Tive o privilégio de visitar a Grécia - já em plena crise - há pouco tempo pela segunda vez. Estou empenhado na reedição ampliada de um livro meu, já esgotado, Literatura Grega. Acompanho a repercussão de tempos antigos sobre a Grécia de agora. Estive em Atenas e ilhas próximas. Interessava-me sentir a Grécia de nossos dias. A Antiguidade está presente em tudo: em monumentos, em museus, na Acrópole, em processo de laboriosa reconstrução, no humor homérico e socrático preservado em anedotas críticas de gregos jovens. Encontrei uma Atenas alegre, acolhedora, bem organizada. As manifestações que apavoram, transmitidas pela televisão, acontecem em áreas restritas sem molestar visitantes.
Marta Sfredo: Grécia vira calcanhar da Europa
Ex-presidente do Banco Central Europeu adverte para os riscos do 'Grexit'
A Grécia ameaça abandonar a comunidade europeia? A Europa é filha da Grécia. Seduzida por um sonho, Europa, uma jovem de seus 15 anos, filha de Agenor e Teléfassa, se perdeu no mar. A desaparecida deu nome a um continente inteiro. A arte e o pensamento gregos alimentam a Europa em todos os séculos. Como imaginar a União Europeia sem Grécia? Quem arrancará a Grécia de Europa? Angela Merkel e François Hollande não deixam. Sonhadores gregos foram engolidos pelo prático Império Romano e contaminaram irremediavelmente o corpo dos dominadores. Roma foi despedaçada. Os turcos sufocaram Bizâncio. A Grécia atravessou o Atlântico e nos faz sonhar. Monteiro Lobato encheu a cabeça das crianças de sonhos gregos. Entre o SIM e o NÃO, o sonho não pode morrer.
Desde os tempos homéricos, os gregos gostam de viver bem. O sistema capitalista é impiedoso, quem não trabalha não come. É a fábula da cigarra e da formiga. Os gregos sabem transformar tragédia em festa, como se vê no filme Nunca aos Domingos. Os trabalhos de Hércules nunca foram trabalho, não passam de competição esportiva. As formigas da União Europeia não estão dispostas a abrigar no inverno os despreocupados seresteiros helênicos. Conciliar trabalho e festa é preocupação de todos.

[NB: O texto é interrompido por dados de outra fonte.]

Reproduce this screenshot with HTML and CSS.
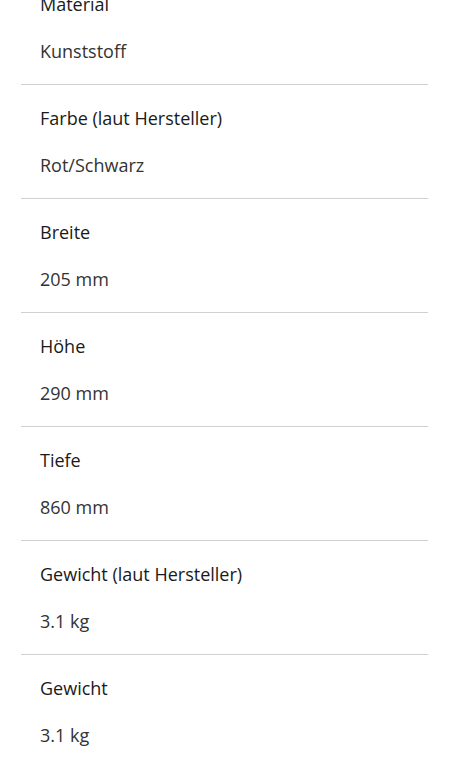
FILE: index.html
```html
<!DOCTYPE html>
<html>
<head>
	<meta charset="UTF-8">
	<meta name="viewport" content="width=device-width">
	<title>Technische Daten</title>
	<link rel="stylesheet" href="styles.css">
</head>
<body>
	<dl class="specs">
		<div class="row">
			<dt>Material</dt>
			<dd>Kunststoff</dd>
		</div>
		<div class="row">
			<dt>Farbe (laut Hersteller)</dt>
			<dd>Rot/Schwarz</dd>
		</div>
		<div class="row">
			<dt>Breite</dt>
			<dd>205 mm</dd>
		</div>
		<div class="row">
			<dt>Höhe</dt>
			<dd>290 mm</dd>
		</div>
		<div class="row">
			<dt>Tiefe</dt>
			<dd>860 mm</dd>
		</div>
		<div class="row">
			<dt>Gewicht (laut Hersteller)</dt>
			<dd>3.1 kg</dd>
		</div>
		<div class="row">
			<dt>Gewicht</dt>
			<dd>3.1 kg</dd>
		</div>
	</dl>
</body>
</html>
```
FILE: styles.css
```css
html,body{
	margin: 0;
	background: #fff;
	overflow: hidden;
}
body{
	font-family: "Open Sans", "Noto Sans", sans-serif;
}
.specs{
	margin: -29px 21px 0;
	padding: 0;
}
.row{
	padding: 21px 19px;
	border-bottom: 1px solid #d0d0d0;
	display: flex;
	flex-direction: column;
	gap: 23px;
}
.row dt,
.row dd{
	margin: 0;
	font-size: 18px;
	line-height: 24px;
}
.row dt{
	color: #1a1a1a;
}
.row dd{
	color: #333;
}
```
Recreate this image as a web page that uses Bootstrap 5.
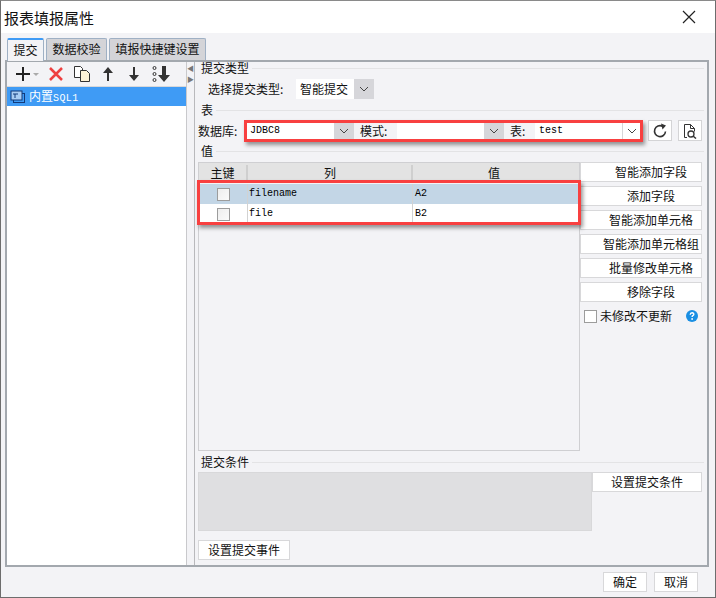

Andando por livrarias, despertou-me a curiosidade a quinta edição (2002) de um livro do cretense Mímis Androulákis, Skiés stin Athina ("Sombras em Atenas"). As sombras são de Marx, Nietzsche e Freud, que, reunidos na capital grega, arquitetam a construção do homem do século 21. Androulákis vê na tríade o florescimento do pensamento grego. Sonham com um homem universal, trágico, operoso e lúcido, homem no qual todas as fronteiras se apagam. Em meio a tantas desinteligências, queremos que o sonho de Androulákis se realize. Todos somos americanos (Obama), todos somos gregos, todos somos africanos, todos somos asiáticos. Tirania, imperialismo, fome, radicalismo, corrupção, pobreza, riqueza, guerra, racismo, exclusão, desemprego são problemas de todos. Assim pensa a mente global.